The Good Samaritan saw this same man on the road in the same condition, but the question was different, “if I do not stop and help this man, what will happen to him?” Jesus in this story in my opinion helps us to really look at the real significance and definition of faith, love, and the community of mankind in the context of both culture and faith. So the greater question of this text perhaps should be, “What gets in your way from being a Good Samaritan?” I would suggest that it would be the same thing that got in the way of the Priest and the Levite.

I. The Priest and the Levite were too busy being Religious.

It’s possible that we can place so much emphasis on being religious that we cease to be relevant. They were busy being representatives of religion that they ultimately misrepresented the religion.

Real religion is not about titles, it’s about a testimony.

Real religion is not about positions, it is about purpose.

Real religion is not about whom people say we are, it’s who we really are.

The church must be careful that we do not become so religious that we cease to be righteous. We must guard against being too spiritually sterile, that we become spiritually stagnate and stoic.

Because the real test is not what the external garments say we are, it’s the internal guidance and attitudes that dictates how we behave.

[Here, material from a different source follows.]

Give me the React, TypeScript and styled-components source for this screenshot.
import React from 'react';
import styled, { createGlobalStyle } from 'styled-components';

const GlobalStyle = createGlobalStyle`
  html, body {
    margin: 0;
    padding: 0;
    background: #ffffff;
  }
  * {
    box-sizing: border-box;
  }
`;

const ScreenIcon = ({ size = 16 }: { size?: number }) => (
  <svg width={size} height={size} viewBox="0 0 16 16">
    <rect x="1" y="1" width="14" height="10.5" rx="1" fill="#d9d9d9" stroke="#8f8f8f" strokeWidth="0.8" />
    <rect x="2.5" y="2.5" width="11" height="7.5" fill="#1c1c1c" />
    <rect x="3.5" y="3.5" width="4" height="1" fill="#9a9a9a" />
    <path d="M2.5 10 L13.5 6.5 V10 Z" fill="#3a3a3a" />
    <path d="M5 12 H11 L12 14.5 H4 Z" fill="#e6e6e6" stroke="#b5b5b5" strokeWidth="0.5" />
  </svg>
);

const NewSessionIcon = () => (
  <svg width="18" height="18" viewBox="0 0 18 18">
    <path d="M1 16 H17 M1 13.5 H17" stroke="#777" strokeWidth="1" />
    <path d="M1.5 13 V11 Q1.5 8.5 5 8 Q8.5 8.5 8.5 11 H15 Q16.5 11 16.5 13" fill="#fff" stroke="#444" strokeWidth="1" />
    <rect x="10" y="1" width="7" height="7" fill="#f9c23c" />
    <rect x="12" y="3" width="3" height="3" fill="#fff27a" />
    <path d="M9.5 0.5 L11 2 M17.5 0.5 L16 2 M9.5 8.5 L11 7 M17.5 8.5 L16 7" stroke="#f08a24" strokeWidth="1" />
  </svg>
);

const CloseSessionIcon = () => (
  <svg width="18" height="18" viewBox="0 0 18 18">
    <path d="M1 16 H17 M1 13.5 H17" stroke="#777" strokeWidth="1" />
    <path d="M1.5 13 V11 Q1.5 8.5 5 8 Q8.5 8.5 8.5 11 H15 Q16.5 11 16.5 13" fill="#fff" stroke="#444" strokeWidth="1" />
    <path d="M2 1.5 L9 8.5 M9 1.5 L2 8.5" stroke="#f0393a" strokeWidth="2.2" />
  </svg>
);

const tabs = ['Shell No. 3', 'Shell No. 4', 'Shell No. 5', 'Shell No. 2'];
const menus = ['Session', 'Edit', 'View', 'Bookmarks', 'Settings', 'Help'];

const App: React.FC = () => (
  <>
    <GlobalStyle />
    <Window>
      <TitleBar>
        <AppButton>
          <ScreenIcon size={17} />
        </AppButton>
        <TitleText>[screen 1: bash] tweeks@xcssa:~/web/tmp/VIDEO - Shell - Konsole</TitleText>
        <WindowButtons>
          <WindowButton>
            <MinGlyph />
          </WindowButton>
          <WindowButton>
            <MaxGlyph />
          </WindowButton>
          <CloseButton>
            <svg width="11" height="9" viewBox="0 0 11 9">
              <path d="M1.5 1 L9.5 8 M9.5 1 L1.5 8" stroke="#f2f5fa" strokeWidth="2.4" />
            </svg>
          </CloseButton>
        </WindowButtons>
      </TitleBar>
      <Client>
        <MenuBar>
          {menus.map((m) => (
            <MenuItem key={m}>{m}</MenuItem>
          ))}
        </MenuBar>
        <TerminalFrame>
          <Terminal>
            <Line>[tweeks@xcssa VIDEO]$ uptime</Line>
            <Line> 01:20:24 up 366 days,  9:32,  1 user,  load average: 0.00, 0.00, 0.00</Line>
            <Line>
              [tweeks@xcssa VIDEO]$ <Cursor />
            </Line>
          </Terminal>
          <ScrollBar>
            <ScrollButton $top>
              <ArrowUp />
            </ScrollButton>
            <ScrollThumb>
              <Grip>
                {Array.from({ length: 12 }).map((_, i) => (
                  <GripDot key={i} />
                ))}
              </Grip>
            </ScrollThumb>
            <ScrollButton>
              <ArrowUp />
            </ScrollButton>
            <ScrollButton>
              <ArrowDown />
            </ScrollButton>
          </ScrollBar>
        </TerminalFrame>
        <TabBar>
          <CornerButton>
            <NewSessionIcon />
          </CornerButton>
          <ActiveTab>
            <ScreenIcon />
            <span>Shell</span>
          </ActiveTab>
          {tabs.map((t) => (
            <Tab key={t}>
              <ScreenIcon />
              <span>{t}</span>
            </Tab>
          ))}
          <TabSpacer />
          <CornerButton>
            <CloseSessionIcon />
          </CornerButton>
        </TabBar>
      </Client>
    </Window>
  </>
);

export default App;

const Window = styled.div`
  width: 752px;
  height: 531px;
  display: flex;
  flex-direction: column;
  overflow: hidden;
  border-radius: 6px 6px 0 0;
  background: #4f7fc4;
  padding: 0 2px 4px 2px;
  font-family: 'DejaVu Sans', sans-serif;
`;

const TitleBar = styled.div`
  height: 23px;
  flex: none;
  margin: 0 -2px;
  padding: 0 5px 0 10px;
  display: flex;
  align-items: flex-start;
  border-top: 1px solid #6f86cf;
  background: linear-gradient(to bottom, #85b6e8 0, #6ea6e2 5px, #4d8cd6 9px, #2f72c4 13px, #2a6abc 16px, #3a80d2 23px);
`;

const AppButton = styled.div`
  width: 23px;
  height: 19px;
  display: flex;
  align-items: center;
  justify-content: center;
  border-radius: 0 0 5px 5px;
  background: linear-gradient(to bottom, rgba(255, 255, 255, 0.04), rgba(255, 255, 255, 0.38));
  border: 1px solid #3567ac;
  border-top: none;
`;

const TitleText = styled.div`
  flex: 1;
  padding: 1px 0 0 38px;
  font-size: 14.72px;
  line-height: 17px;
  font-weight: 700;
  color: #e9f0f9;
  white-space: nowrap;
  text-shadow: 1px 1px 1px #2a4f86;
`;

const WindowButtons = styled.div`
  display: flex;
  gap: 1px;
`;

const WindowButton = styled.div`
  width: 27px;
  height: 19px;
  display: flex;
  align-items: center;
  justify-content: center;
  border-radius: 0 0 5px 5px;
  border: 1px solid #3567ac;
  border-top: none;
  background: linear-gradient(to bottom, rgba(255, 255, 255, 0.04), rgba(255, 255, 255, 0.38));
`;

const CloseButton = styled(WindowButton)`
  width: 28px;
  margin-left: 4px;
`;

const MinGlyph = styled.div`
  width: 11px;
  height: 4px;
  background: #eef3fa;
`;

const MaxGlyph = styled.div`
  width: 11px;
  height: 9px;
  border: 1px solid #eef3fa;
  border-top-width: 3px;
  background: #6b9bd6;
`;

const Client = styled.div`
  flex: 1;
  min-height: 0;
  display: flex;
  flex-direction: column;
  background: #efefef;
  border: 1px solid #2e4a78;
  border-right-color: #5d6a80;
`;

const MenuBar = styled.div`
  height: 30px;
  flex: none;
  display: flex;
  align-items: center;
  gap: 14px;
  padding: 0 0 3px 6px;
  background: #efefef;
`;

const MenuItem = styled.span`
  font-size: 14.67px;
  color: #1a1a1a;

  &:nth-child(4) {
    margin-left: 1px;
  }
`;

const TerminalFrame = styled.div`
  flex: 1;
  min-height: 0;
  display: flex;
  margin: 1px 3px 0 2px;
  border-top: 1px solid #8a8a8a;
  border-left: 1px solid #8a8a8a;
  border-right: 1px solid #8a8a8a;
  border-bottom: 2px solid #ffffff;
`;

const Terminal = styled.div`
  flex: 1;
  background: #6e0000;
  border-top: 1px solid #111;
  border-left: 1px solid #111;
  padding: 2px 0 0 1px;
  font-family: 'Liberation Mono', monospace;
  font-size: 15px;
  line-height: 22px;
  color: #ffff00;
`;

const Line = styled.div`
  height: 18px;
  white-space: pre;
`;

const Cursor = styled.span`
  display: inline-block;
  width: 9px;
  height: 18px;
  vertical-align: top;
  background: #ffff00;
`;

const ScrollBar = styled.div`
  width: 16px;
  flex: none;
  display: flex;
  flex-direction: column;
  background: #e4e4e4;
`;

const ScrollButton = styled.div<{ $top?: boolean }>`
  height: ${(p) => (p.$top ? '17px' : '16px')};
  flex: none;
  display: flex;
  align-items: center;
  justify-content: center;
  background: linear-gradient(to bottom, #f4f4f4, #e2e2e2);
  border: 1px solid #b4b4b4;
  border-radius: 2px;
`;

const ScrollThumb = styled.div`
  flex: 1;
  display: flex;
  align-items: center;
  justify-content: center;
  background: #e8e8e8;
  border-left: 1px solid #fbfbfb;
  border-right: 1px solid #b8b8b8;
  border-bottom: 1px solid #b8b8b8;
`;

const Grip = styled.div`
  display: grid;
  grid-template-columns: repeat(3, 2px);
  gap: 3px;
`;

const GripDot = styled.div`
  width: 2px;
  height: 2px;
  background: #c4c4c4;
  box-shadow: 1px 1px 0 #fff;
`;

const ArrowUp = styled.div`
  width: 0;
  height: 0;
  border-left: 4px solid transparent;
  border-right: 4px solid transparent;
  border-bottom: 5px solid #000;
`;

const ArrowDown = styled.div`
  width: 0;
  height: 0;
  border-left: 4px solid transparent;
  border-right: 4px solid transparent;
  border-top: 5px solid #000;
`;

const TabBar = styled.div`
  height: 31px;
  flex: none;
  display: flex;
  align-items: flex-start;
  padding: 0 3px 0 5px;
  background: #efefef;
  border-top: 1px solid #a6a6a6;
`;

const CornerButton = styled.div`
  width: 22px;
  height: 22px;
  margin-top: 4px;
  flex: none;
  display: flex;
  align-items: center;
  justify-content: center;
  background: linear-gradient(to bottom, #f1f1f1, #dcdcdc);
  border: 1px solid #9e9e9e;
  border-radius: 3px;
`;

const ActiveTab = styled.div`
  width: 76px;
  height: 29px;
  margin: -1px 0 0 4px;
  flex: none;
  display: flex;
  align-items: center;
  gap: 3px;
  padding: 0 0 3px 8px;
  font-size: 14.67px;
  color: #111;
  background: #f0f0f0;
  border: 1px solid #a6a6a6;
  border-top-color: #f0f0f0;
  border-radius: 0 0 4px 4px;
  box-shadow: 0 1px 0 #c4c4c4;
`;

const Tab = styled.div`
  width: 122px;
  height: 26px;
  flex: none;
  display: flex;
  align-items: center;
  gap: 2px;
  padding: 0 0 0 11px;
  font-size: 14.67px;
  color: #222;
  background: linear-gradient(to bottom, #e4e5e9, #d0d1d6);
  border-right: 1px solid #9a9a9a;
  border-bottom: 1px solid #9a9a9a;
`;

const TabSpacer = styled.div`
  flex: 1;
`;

What got in the Priest and the Levite's way was their sense of being too busy in being religious. And any religion that is always up to God and never down to man is a to busy religion. The Priest and Levite were so heavenly minded that they were of no earthly good.

II. The Good Samaritan Saw the Man's Need!

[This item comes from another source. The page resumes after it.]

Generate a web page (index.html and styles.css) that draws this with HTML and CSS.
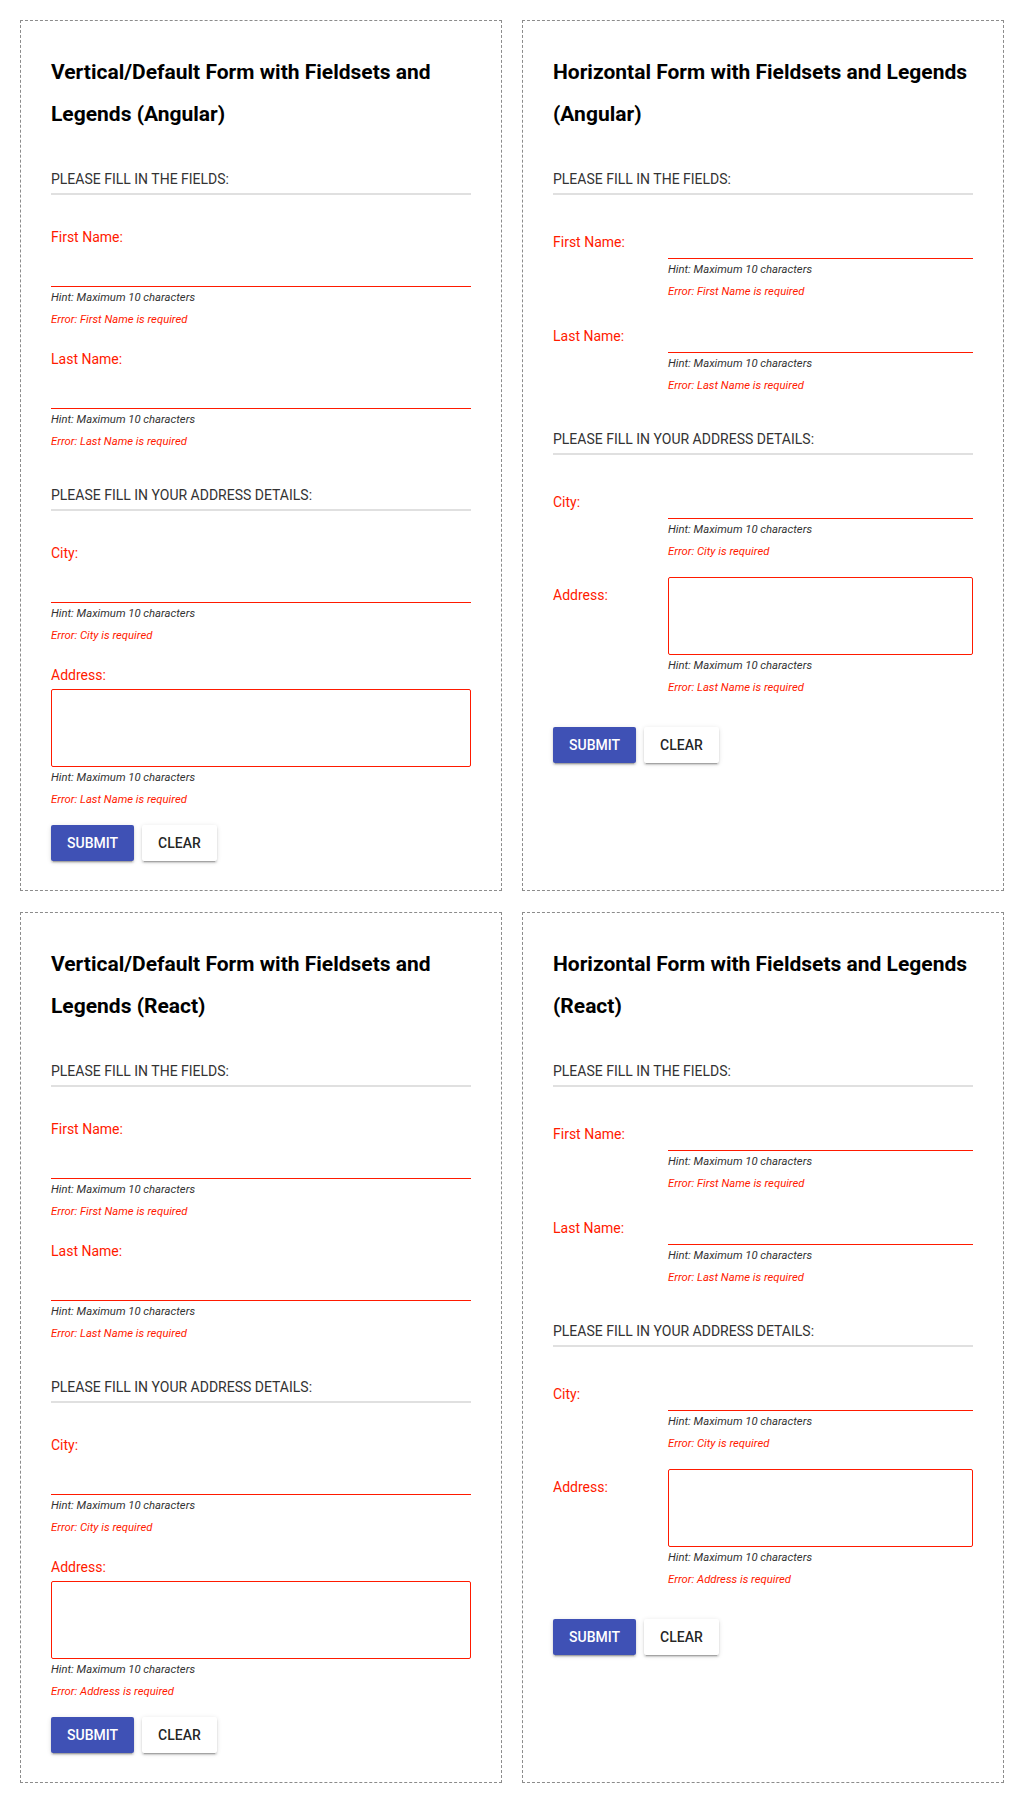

The Samaritan did not allow culture to get in the way of compassion. The Samaritan saw that the man was a Jew and he knew that he was a Samaritan, but his need did not get in the way of their history. We are too often guilty of letting history contaminate our future and rob us of the present.

Compassion has away of over ruling the norm!

Compassion has a way of uniting those who have been at a distance. And compassion freely gives without any reservation.

The Good Samaritan stoops down to pick him up, (never is a man so tall until he stoops down to lift the burden of another) attends to his wounds, he mounts him on his beast, he takes him to the Inn and pays his bill. He then goes over to say, if he owes anything, charge it to his account and he would pay it. The Good Samaritan was a Good Samaritan because he got involved. The story actually attacks the danger of non-involvement.

The Jericho Road is the place where we can get involved. You can not honestly close your eyes to the Jericho Road, and those on it. You may close your eyes, but you still see it, it lives with you. On the Jericho Road people are being robbed every day, people are being robbed of their dignity, robbed of their freedom, robbed by oppression and a system that intentionally keeps the barriers up to divide.

And there are so many Samaritans that are withholding their goods, they are good, but they are afraid to get involved. They can be great Samaritans if they would release their goods and share with those who need them.

You ought to be a Good Samaritan because of the good that is in you!

This world needs to see the good in us!

You ought to be a Good Samaritan because of the testimony it brings to the faith!

The story is told about a test being given at the Harvard Divinity School. It was a very clever test I might add that speaks to this issue. It was a test in a class entitled “Christians and Society”. The professor created a 3 hour test on being a Moral Christian”. It was a tough test, he arranged for a 15 minute break after the first hour and half. The students were told they could leave the room for 15 minutes to get fresh air, stop by the restroom and then assemble in a designated area where there would be refreshments in the courtyard outside the classroom. But they were to return promptly to the room in 15 minutes. What they were unaware of was that this was a part of the test on Being A Moral Christian. When they got to the courtyard where the refreshments were, there just happen to be a man that was lying a distance away over in the bushes and appeared to be hurt, and then there was a young man looking through the garbage for food. But the ten minutes were up, and they needed to finish taking the test On Being a Moral Christian. All the students went back to class to finish the written test, only to be told to immediately turn in their papers and that every one would be given an F by the professor for failing the test. The class was shocked, and they railed against the professor. They said that they could not have an F because the test was not over; there was still an hour and a half to go. The professor reminded them the test was on Being a Moral Christian, and they had a chance to be a Christian in the courtyard with a man lying in a bush and a hungry man looking for food, but they were more concerned with putting answers on a paper. Being a moral Christian is not answers on a paper he said, its action in practice. It’s not how well one acts in the class room, it’s how we act in the courtyard of life. Anybody can act like a Christian in church, the real test is in the parking lot, in another city where you are unknown, on your job, in the halls of city, state, and national offices of leadership.

To often the church gets an F because we are so busy in class between the safe four walls of our churches when the real test is lying at our door step.

I clearly understand why Dr. King admired the words to this old song. It was his mantra, it was his vanguard:

If I can help somebody, as I pass along,

If I can cheer somebody, with a word or song,

If I can show somebody, how they're traveling wrong,

Then my living shall not be in vain.

Chorus:

My living shall not be in vain,

Then my living shall not be in vain

If I can help somebody, as I pass along,

Then my living shall not be in vain.

If I can do my duty, as a good man ought,

If I can bring back beauty, to a world up wrought,

If I can spread love's message, as the Master taught,

Then my living shall not be in vain.